En estos días recibí varias llamadas de call-centers contratados por instituciones bancarias para ofrecerme diversas pólizas de seguro: por ejemplo, por enfermedad, accidente, discapacidad o cáncer. Lo que me llamó la atención (aparte de la desagradable novedad de estar recibiendo estos “beneficios” –eufemismo lingüístico frecuente para referirse a la “venta de un producto”- por una cuestión de edad), fue la elección del medio telefónico como canal de comunicación para este tipo de contratación.
Es sabido que la comprensión de la comunicación oral está sujeta a códigos verbales y no verbales, y que supone la permanente reformulación.
¿Por qué esperar entonces
A) que el emisor transmita fielmente toda la información
B) que el receptor interprete el mensaje adecuadamente
Cuando se trata de un volumen información que excede la capacidad de retención puesta en juego en una conversación telefónica?
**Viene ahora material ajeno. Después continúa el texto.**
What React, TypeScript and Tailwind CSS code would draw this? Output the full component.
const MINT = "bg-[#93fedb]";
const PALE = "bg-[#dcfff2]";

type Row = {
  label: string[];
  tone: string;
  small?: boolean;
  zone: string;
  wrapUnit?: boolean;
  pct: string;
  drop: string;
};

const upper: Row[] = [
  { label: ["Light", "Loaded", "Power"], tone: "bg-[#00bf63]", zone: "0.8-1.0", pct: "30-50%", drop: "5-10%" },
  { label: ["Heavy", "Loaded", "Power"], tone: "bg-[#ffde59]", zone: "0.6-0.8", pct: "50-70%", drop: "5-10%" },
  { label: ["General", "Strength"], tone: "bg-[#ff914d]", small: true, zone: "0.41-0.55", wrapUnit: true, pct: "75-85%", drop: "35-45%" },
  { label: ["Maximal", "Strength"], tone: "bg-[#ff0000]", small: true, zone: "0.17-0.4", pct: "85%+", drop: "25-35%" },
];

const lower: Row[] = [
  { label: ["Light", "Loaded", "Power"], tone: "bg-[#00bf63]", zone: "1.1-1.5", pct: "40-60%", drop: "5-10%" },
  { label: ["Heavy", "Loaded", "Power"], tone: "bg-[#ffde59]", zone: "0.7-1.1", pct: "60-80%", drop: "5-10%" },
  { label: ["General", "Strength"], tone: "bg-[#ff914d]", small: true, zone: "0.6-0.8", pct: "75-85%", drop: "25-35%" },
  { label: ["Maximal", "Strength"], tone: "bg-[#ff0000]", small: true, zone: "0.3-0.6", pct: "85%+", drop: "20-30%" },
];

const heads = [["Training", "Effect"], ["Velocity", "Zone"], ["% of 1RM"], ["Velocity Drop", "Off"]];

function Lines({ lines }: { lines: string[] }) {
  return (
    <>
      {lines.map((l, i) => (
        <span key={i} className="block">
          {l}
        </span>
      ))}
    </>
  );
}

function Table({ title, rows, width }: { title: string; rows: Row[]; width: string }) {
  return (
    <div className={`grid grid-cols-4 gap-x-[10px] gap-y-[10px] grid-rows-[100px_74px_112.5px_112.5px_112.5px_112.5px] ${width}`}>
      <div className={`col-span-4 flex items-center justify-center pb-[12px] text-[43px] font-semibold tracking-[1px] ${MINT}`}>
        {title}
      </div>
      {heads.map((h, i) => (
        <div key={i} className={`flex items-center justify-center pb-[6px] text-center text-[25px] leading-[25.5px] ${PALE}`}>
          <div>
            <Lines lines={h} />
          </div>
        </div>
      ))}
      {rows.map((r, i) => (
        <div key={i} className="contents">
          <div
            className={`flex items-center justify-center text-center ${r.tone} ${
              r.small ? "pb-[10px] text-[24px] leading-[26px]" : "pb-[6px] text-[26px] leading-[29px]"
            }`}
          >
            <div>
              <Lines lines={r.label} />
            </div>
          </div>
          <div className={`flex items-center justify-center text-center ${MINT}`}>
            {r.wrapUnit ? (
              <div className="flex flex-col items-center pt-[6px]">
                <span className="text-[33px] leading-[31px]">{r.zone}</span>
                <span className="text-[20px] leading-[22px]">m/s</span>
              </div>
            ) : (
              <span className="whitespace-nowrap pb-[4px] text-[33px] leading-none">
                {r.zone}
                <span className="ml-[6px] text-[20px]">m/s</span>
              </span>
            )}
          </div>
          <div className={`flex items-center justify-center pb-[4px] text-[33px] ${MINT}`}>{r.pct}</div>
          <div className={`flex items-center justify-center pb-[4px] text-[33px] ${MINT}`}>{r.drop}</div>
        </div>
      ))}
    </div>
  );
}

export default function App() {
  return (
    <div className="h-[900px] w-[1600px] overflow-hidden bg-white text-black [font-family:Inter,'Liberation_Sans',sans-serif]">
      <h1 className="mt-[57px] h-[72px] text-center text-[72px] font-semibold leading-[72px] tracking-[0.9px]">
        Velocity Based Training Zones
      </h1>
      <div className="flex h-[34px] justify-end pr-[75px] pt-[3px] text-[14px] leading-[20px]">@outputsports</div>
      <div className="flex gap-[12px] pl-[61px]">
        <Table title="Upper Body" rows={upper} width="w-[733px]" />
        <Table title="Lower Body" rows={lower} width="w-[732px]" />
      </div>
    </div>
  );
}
De esta manera, para lograr una comprensión eficaz, el receptor (aquí, el potencial cliente) debería ir tomando nota de los conceptos centrales (montos, instancias de aplicación, costos), confiar en la buena fe de su interlocutor y en su capacidad de comunicación, y además, confiar en sí mismo como interpretador. Y por supuesto, confiar en los bancos, como organismos que prestan servicios confiables y convenientes.
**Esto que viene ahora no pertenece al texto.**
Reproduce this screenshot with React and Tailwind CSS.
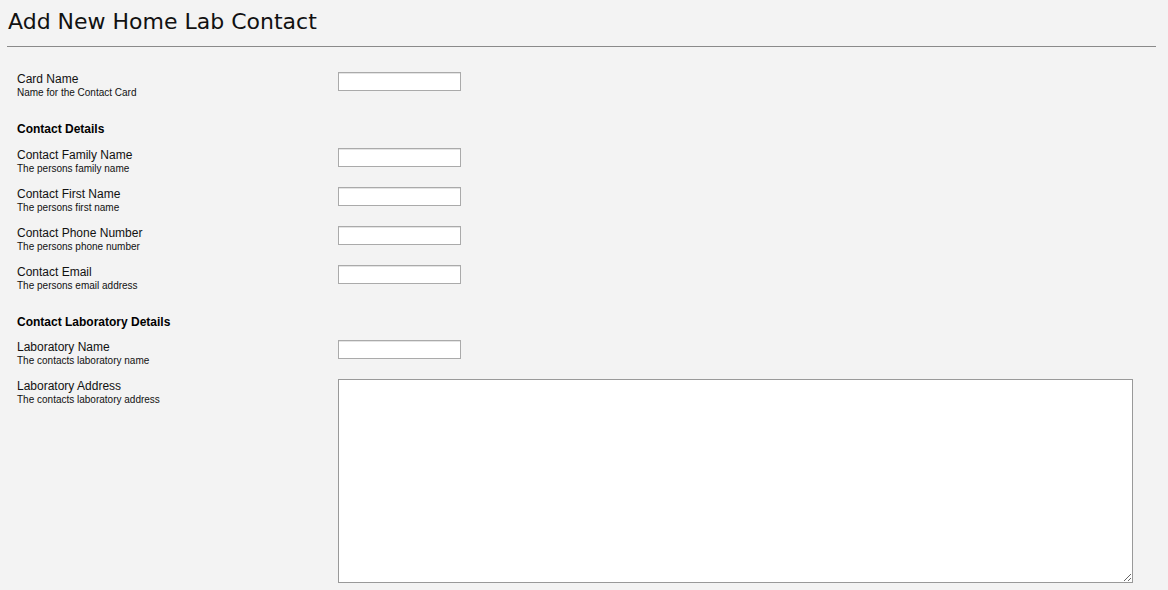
import React from 'react';

const sans = { fontFamily: '"Liberation Sans", Arial, sans-serif' };

function Field({ label, hint, children }) {
  return (
    <div className="mb-[12px] flex items-start">
      <div className="w-[321px] shrink-0">
        <div className="text-[12px] leading-[14px] text-[#111]">{label}</div>
        <div className="pt-px text-[10px] leading-[12px] text-[#111]">{hint}</div>
      </div>
      {children}
    </div>
  );
}

function TextBox() {
  return (
    <input
      type="text"
      className="h-[19px] w-[123px] border border-[#aaa] bg-white px-1 text-[12px] shadow-[inset_0_1px_0_#e4e4e4] outline-none"
    />
  );
}

export default function App() {
  return (
    <div className="min-h-[590px] bg-[#f3f3f3] px-[7px] pr-[12px] text-black" style={sans}>
      <h1
        className="pl-[1px] pt-[9px] text-[22px] font-normal leading-[26px] text-[#111]"
        style={{ fontFamily: '"DejaVu Sans", Verdana, sans-serif' }}
      >
        Add New Home Lab Contact
      </h1>
      <div className="mt-[11px] h-px bg-[#8a8a8a]" />

      <form className="flex flex-col pl-[10px] pt-[25px]" onSubmit={(event) => event.preventDefault()}>
        <Field label="Card Name" hint="Name for the Contact Card">
          <TextBox />
        </Field>

        <h2 className="mb-[12px] mt-[11px] text-[12px] font-bold leading-[14px]">Contact Details</h2>
        <Field label="Contact Family Name" hint="The persons family name">
          <TextBox />
        </Field>
        <Field label="Contact First Name" hint="The persons first name">
          <TextBox />
        </Field>
        <Field label="Contact Phone Number" hint="The persons phone number">
          <TextBox />
        </Field>
        <Field label="Contact Email" hint="The persons email address">
          <TextBox />
        </Field>

        <h2 className="mb-[11px] mt-[11px] text-[12px] font-bold leading-[14px]">Contact Laboratory Details</h2>
        <Field label="Laboratory Name" hint="The contacts laboratory name">
          <TextBox />
        </Field>
        <div className="flex items-start">
          <div className="w-[321px] shrink-0">
            <div className="text-[12px] leading-[14px] text-[#111]">Laboratory Address</div>
            <div className="pt-px text-[10px] leading-[12px] text-[#111]">The contacts laboratory address</div>
          </div>
          <textarea className="h-[204px] w-[795px] border border-[#999] bg-white p-1 text-[12px] outline-none" />
        </div>
      </form>
    </div>
  );
}
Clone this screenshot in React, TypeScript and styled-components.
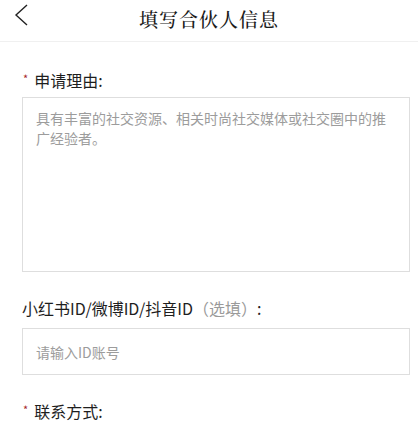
import styled, { createGlobalStyle } from "styled-components";

const GlobalStyle = createGlobalStyle`
  body {
    margin: 0;
    background: #fff;
    font-family: "Noto Sans CJK SC", "Liberation Sans", sans-serif;
    color: #222;
  }
`;

const App: React.FC = () => {
  return (
    <Page>
      <GlobalStyle />
      <Header>
        <BackButton aria-label="back">
          <svg width="14" height="22" viewBox="0 0 14 22">
            <path d="M13 1 L2 11 L13 21" fill="none" stroke="#222" strokeWidth="1.4" />
          </svg>
        </BackButton>
        <Title>填写合伙人信息</Title>
      </Header>
      <Form>
        <Field $gap={7}>
          <Label>
            <Star>*</Star>申请理由:
          </Label>
          <TextArea placeholder="具有丰富的社交资源、相关时尚社交媒体或社交圈中的推广经验者。" />
        </Field>
        <Field $gap={10}>
          <Label>
            小红书ID/微博ID/抖音ID<Hint>（选填）</Hint>:
          </Label>
          <Input placeholder="请输入ID账号" />
        </Field>
        <Field $gap={10}>
          <Label>
            <Star>*</Star>联系方式:
          </Label>
        </Field>
      </Form>
    </Page>
  );
};

export default App;

const Page = styled.div`
  width: 418px;
  min-height: 424px;
  background: #fff;
`;

const Header = styled.header`
  position: relative;
  height: 41px;
  display: flex;
  align-items: center;
  justify-content: center;
  border-bottom: 1px solid #f0f0f0;
`;

const BackButton = styled.button`
  position: absolute;
  left: 14px;
  top: 4px;
  padding: 0;
  border: none;
  background: none;
  display: flex;
`;

const Title = styled.h1`
  margin: 0;
  font-family: "Noto Serif CJK SC", "Noto Sans CJK SC", serif;
  font-size: 19px;
  font-weight: 500;
  letter-spacing: 1px;
  color: #1a1a1a;
  line-height: 1;
  margin-top: -4px;
`;

const Form = styled.div`
  padding: 28px 8px 0 22px;
  display: flex;
  flex-direction: column;
  gap: 26px;
`;

const Field = styled.div<{ $gap: number }>`
  display: flex;
  flex-direction: column;
  gap: ${({ $gap }) => $gap}px;
`;

const Label = styled.div`
  font-size: 16px;
  line-height: 20px;
  height: 20px;
  color: #1e1e1e;
`;

const Star = styled.span`
  color: #a5262a;
  font-size: 11px;
  vertical-align: top;
  margin-right: 6px;
  margin-left: 1px;
  position: relative;
  top: -2px;
`;

const Hint = styled.span`
  color: #9a9a9a;
`;

const boxStyles = `
  box-sizing: border-box;
  display: block;
  width: 388px;
  margin: 0;
  border: 1px solid #dedede;
  border-radius: 0;
  padding: 10px 13px;
  font-family: "Noto Sans CJK SC", "Liberation Sans", sans-serif;
  font-size: 14px;
  color: #333;
  outline: none;
  &::placeholder {
    color: #9c9c9c;
  }
`;

const TextArea = styled.textarea`
  ${boxStyles}
  height: 175px;
  line-height: 20px;
  resize: none;
`;

const Input = styled.input`
  ${boxStyles}
  height: 47px;
`;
Curiosa manera de promover el consumo de estos seguros: sin permitir el análisis detallado de las condiciones, sin ofrecer un documento escrito previo a la compra. Casi una manera prehistórica de hacer negocios (si entendemos que el ingreso a la historia se da por el acceso a la escritura). Hasta el refranero popular nos advierte de lo riesgoso que resulta confiar exclusivamente en la palabra prometida.